[Given request]
Show all lines from the data that include the word "index".

_ _ _ _ _

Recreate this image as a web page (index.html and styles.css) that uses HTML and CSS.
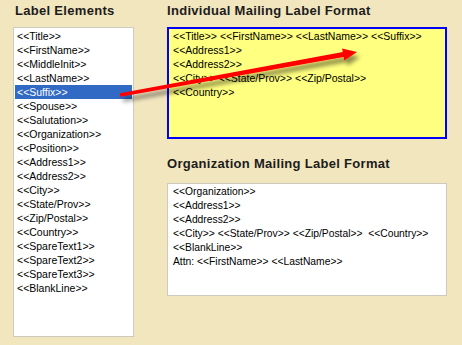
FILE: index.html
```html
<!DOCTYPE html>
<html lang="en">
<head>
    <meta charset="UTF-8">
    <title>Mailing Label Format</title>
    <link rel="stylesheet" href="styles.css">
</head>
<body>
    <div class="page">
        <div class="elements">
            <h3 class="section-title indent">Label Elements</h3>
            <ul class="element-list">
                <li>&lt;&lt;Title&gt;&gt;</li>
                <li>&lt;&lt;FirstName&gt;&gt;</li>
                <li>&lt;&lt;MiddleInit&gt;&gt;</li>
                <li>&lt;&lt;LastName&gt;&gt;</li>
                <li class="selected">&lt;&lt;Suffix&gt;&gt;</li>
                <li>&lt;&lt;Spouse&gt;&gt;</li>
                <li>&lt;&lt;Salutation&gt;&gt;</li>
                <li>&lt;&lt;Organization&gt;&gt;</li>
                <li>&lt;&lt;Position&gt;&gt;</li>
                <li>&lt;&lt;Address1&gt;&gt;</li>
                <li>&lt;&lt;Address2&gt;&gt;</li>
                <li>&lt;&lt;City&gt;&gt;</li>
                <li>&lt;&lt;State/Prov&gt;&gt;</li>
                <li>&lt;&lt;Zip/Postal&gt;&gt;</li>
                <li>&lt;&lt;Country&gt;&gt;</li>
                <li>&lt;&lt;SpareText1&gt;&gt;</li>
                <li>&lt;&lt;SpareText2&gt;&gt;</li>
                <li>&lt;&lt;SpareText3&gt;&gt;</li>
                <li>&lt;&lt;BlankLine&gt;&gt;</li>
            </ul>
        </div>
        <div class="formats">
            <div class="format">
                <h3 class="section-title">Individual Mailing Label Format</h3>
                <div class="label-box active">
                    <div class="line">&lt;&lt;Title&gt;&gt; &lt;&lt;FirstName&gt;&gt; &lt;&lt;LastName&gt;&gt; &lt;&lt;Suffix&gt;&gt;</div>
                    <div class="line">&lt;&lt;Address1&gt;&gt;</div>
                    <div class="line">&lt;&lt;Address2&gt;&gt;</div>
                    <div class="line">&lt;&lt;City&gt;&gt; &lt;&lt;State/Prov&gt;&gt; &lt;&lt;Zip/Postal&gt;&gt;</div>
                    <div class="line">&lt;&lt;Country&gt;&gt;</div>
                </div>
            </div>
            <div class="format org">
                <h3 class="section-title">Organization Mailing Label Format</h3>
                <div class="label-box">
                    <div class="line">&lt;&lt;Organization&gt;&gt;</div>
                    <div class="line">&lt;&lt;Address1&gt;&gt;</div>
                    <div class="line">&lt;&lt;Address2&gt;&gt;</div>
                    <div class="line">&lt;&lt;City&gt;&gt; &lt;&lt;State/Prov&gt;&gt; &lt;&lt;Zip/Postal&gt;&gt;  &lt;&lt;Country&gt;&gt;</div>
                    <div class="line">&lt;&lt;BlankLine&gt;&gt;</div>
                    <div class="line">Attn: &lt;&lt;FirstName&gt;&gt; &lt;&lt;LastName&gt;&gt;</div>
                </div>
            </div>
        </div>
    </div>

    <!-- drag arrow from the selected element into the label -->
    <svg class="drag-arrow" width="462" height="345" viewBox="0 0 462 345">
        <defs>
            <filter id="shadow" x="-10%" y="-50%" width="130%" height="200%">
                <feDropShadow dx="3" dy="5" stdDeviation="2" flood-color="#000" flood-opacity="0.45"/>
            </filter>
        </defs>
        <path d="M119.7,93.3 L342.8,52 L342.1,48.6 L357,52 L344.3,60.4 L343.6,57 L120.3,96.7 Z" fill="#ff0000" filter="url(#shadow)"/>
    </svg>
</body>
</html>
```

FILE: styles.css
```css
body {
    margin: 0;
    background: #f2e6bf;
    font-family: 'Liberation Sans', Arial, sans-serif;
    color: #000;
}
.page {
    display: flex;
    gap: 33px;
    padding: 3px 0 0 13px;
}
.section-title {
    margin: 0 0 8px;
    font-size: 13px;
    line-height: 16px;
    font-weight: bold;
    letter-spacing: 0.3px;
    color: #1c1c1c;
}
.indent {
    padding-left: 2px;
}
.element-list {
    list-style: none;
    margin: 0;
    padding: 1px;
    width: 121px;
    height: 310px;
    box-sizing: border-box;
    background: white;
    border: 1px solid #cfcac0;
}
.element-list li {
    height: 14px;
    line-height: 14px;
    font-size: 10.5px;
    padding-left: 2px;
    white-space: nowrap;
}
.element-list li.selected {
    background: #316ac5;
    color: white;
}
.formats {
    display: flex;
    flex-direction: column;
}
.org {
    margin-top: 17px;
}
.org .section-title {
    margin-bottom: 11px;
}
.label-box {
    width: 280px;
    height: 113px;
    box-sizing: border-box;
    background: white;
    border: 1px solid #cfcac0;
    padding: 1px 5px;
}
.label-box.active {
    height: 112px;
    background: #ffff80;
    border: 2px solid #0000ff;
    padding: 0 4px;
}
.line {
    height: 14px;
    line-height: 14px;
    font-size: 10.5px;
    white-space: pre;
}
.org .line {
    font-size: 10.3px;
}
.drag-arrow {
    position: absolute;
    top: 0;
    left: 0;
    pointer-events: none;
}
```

_ _ _ _ _

[Correct output]
Recreate this image as a web page (index.html and styles.css) that uses HTML and CSS.
FILE: index.html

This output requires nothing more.